Шоу часто грешил этой ошибкой: осуждал Шекспира, поймав на слове его героев. Однажды он ухитрился это сделать, когда отводил обвинение в том, что в его собственной пьесе герои высказывают мысли автора «Некоторые критики воображают, будто я противоречу самому себе, когда мои герои противоречат друг другу, — жаловался он репортеру. — До чего наивные люди! Выходит, все персонажи «Другого острова Джона Булля» — только рупоры Шоу, и разница между ними, изволите видеть, — лишь капризы моей натуры, плоды моей неискренности и легкомыслия?!»
Обдав презрением болванов-критиков, он заявляет «Дать внятную картину жизни — вот задача драматург га. Шекспир впал в грубейшую ошибку, призывая держать зеркало перед природой. Он и был простым наблюдателем, а не мыслителем».
«Держать зеркало перед природой» рекомендовал, между прочим, Гамлет, а не духовный его творец. Получается так: против Шекспира можно тянуть в свидетели его героев, а героев Шоу — не троньте!
Представление о том, что Шекспир высказывается устами своих персонажей, и отказ признать это за персонажами своих пьес убеждают, что Шоу не умел понять драматурга, чьи произведения дают объективную картину действительности. Главным недостатком Шоу-драматурга была его неспособность живописать характер, не симпатичный ему самому, так что на всех его персонажах лежит четкий знак общего родства. А главным недостатком Шоу в личной жизни было его неумение понять людей, с которыми он был не согласен.

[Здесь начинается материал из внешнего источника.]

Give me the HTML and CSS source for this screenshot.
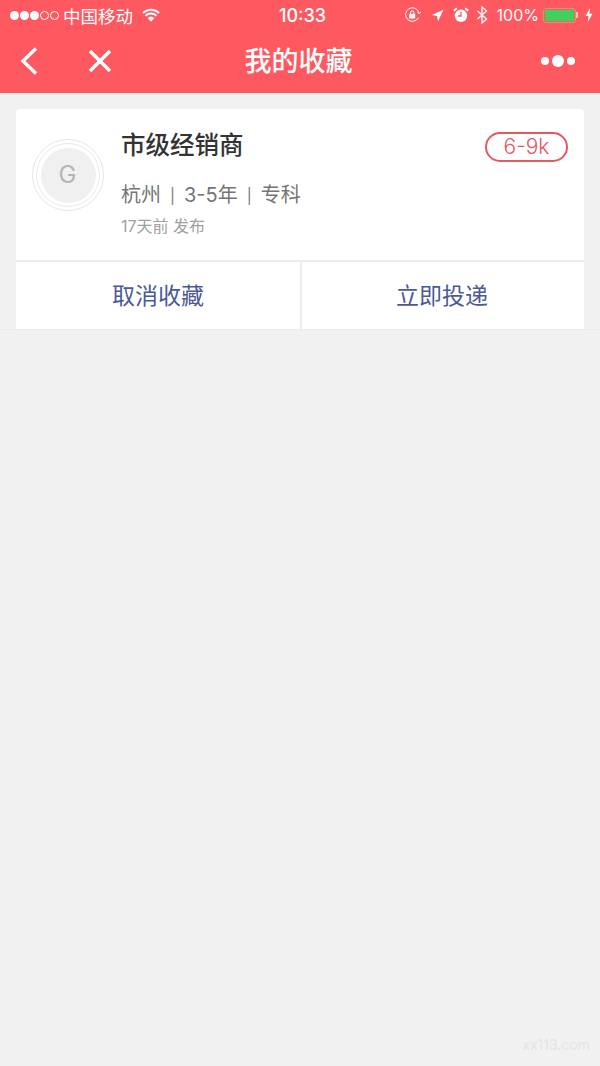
FILE: index.html
```html
<!DOCTYPE html>
<html lang="zh-CN">
<head>
  <meta charset="UTF-8" />
  <meta name="viewport" content="width=device-width, initial-scale=1.0" />
  <title>我的收藏</title>
  <link rel="stylesheet" href="styles.css">
</head>
<body>
  <header class="top">
    <div class="status">
      <div class="status-left">
        <span class="signal">
          <i class="dot"></i><i class="dot"></i><i class="dot"></i><i class="dot off"></i><i class="dot off"></i>
        </span>
        <span class="carrier">中国移动</span>
        <svg class="wifi" width="18" height="14" viewBox="0 0 18 14">
          <path d="M1 5a11.500 11.500 0 0 1 16 0M3.600 7.700a7.800 7.800 0 0 1 10.800 0" fill="none" stroke="#fff" stroke-width="2"/>
          <path d="M9 13.800l-3.300-3.700a4.800 4.800 0 0 1 6.600 0z" fill="#fff"/>
        </svg>
      </div>
      <div class="clock">10:33</div>
      <div class="status-right">
        <svg width="17" height="16" viewBox="0 0 17 16">
          <path d="M14.500 10.500A6.800 6.800 0 1 1 15 6" fill="none" stroke="#fff" stroke-width="1"/>
          <path d="M13.300 5l2 1.600L16.800 5" fill="none" stroke="#fff" stroke-width="1"/>
          <rect x="5.200" y="6.800" width="6" height="4.600" rx="0.600" fill="#fff"/>
          <path d="M6.500 7V5.600a1.700 1.700 0 0 1 3.400 0V7" fill="none" stroke="#fff" stroke-width="1"/>
        </svg>
        <svg class="arrow" width="13" height="13" viewBox="0 0 13 13">
          <path d="M12.500 .8L7 12.300 6 7 .8 6z" fill="#fff"/>
        </svg>
        <svg class="alarm" width="16" height="16" viewBox="0 0 16 16">
          <circle cx="8" cy="8.800" r="6.200" fill="#fff"/>
          <path d="M8 5v4H5" fill="none" stroke="#fe5960" stroke-width="1.300"/>
          <path d="M.8 3.800L3.800 1.200M15.200 3.800L12.200 1.200" stroke="#fff" stroke-width="2"/>
        </svg>
        <svg class="bt" width="12" height="18" viewBox="0 0 12 18">
          <path d="M1.500 5l9 8-4.500 4V1l4.500 4-9 8" fill="none" stroke="#fff" stroke-width="1.300"/>
        </svg>
        <span class="percent">100%</span>
        <span class="battery"><i class="battery-fill"></i></span>
        <svg class="bolt" width="8" height="14" viewBox="0 0 8 14">
          <path d="M5 0L.5 8h3L2.800 14 7.500 5.800h-3z" fill="#fff"/>
        </svg>
      </div>
    </div>
    <nav class="nav">
      <div class="nav-left">
        <svg width="20" height="30" viewBox="0 0 20 30">
          <path d="M17 2.500L4 15l13 12.500" fill="none" stroke="#fff" stroke-width="3.400"/>
        </svg>
        <svg class="close" width="24" height="24" viewBox="0 0 24 24">
          <path d="M2 2l20 20M22 2L2 22" fill="none" stroke="#fff" stroke-width="3.400"/>
        </svg>
      </div>
      <h1 class="title">我的收藏</h1>
      <div class="more"><i></i><i class="big"></i><i></i></div>
    </nav>
  </header>

  <main class="list">
    <section class="card">
      <div class="card-body">
        <div class="logo"><div class="logo-inner">G</div></div>
        <div class="info">
          <div class="head">
            <h2 class="job">市级经销商</h2>
            <span class="salary">6-9k</span>
          </div>
          <p class="meta">杭州<span class="sep">|</span>3-5年<span class="sep">|</span>专科</p>
          <p class="time">17天前 发布</p>
        </div>
      </div>
      <div class="actions">
        <a class="action">取消收藏</a>
        <a class="action">立即投递</a>
      </div>
    </section>
  </main>

  <div class="mark">xx113.com</div>
</body>
</html>
```

FILE: styles.css
```css
html,
body {
  height: 100%;
}

body {
  margin: 0;
  background-color: #f1f1f1;
  font-family: Inter, "Noto Sans CJK SC", sans-serif;
  color: #333;
  overflow: hidden;
}

.top {
  background-color: #fe5960;
  color: #fff;
  height: 93px;
}

/* status bar */
.status {
  height: 30px;
  display: flex;
  align-items: center;
  justify-content: space-between;
  position: relative;
  padding: 0 7px 0 10px;
  font-size: 16px;
}

.status-left,
.status-right {
  display: flex;
  align-items: center;
}

.signal {
  display: flex;
  gap: 1px;
}

.dot {
  width: 9px;
  height: 9px;
  border-radius: 50%;
  background-color: #fff;
  box-sizing: border-box;
}

.dot.off {
  background: none;
  border: 1px solid #fff;
}

.carrier {
  margin-left: 4px;
  font-size: 17.500px;
}

.wifi {
  margin-left: 9px;
}

.clock {
  position: absolute;
  left: 0;
  right: 0;
  text-align: center;
  font-size: 18px;
  font-weight: 500;
  padding-left: 5px;
}

.arrow {
  margin-left: 10px;
}

.alarm {
  margin-left: 9px;
}

.bt {
  margin-left: 7px;
}

.percent {
  margin-left: 9px;
  font-size: 16px;
}

.battery {
  margin-left: 4px;
  width: 33px;
  height: 15px;
  box-sizing: border-box;
  border: 1px solid #bfa074;
  border-radius: 3px;
  padding: 1px;
  display: flex;
  position: relative;
}

/* battery terminal */
.battery::after {
  content: "";
  position: absolute;
  right: -3px;
  top: 3px;
  width: 2px;
  height: 6px;
  background-color: #e8c9b0;
}

.battery-fill {
  flex: 1;
  background-color: #41d15a;
  border-radius: 1px;
}

.bolt {
  margin-left: 9px;
}

/* title row */
.nav {
  height: 63px;
  display: flex;
  align-items: center;
  justify-content: space-between;
  position: relative;
  padding: 0 25px 2px 19px;
  box-sizing: border-box;
}

.nav-left {
  display: flex;
  align-items: center;
}

.close {
  margin-left: 49px;
}

.title {
  position: absolute;
  left: 0;
  right: 3px;
  margin: 0 0 3px;
  text-align: center;
  font-size: 27px;
  font-weight: 500;
}

.more {
  display: flex;
  align-items: center;
  gap: 3px;
}

.more i {
  width: 8px;
  height: 8px;
  border-radius: 50%;
  background-color: #fff;
}

.more i.big {
  width: 12px;
  height: 12px;
}

/* favourites */
.list {
  padding: 16px 16px 0;
  border-bottom: 1px solid #ebebeb;
}

.card {
  background-color: #fff;
  border-radius: 4px 4px 0 0;
  height: 220px;
  display: flex;
  flex-direction: column;
}

.card-body {
  height: 153px;
  display: flex;
  padding: 20px 16px 0;
  box-sizing: border-box;
  border-bottom: 2px solid #ececec;
}

.logo {
  width: 72px;
  height: 72px;
  margin-top: 10px;
  flex: none;
  box-sizing: border-box;
  border: 1.500px solid #e6e6e6;
  border-radius: 50%;
  padding: 2.500px;
}

.logo-inner {
  width: 64px;
  height: 64px;
  box-sizing: border-box;
  border: 1.500px solid #e9e9e9;
  padding: 3.500px;
  background-color: #f0f0f0;
  background-clip: content-box;
  border-radius: 50%;
  display: flex;
  align-items: center;
  justify-content: center;
  font-size: 24px;
  color: #b5b5b5;
}

.info {
  flex: 1;
  margin-left: 17px;
}

.head {
  display: flex;
  justify-content: space-between;
  align-items: flex-start;
}

.job {
  margin: 0;
  font-size: 24.500px;
  line-height: 32px;
  font-weight: 500;
  color: #333;
}

.salary {
  margin-top: 3px;
  width: 83px;
  height: 30px;
  box-sizing: border-box;
  border: 2px solid #e2595f;
  border-radius: 15px;
  text-align: center;
  font-size: 21px;
  line-height: 26px;
  font-weight: 300;
  color: #e2595f;
}

.meta {
  margin: 18px 0 0;
  font-size: 20px;
  line-height: 30px;
  color: #757575;
}

.sep {
  margin: 0 9px;
  font-size: 15px;
  position: relative;
  top: -1px;
}

.time {
  margin: 2px 0 0;
  font-size: 16px;
  line-height: 24px;
  color: #a0a0a0;
}

.actions {
  flex: 1;
  display: flex;
}

.action {
  width: 50%;
  box-sizing: border-box;
  display: flex;
  align-items: center;
  justify-content: center;
  padding-bottom: 3px;
  font-size: 23px;
  color: #4b5a97;
}

.action + .action {
  border-left: 2px solid #ececec;
  padding-right: 2px;
}

.mark {
  position: absolute;
  right: 10px;
  bottom: 13px;
  font-size: 14px;
  color: #e4e4e4;
}
```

Он обвинял Шекспира, что тот не писал, как Беньяи, изображал жизнь в истинном свете, а не какой ему хотелось бы ее видеть.
Для Беньяна, считал Шоу, мир был пострашнее, чем для Шекспира, «но он видел в нем некий путь, в конце которого человек не только увидит Небесный Город, но и сможет оглянуться на пройденную жизнь и сказать: «Великого труда стоило мне сюда добраться, но сейчас я не жалею о тяготах пути. Свой меч я передаю заступившему после меня пилигриму, а смелость и искусство — кому они будут по плечу». На такие слова сердце отзывается колокольным звоном. А теперь сравните: «Дотлевай, огарок!», «Дальнейшее — молчанье» [82] .
82
Строки из последних монологов Макбета и Гамлета.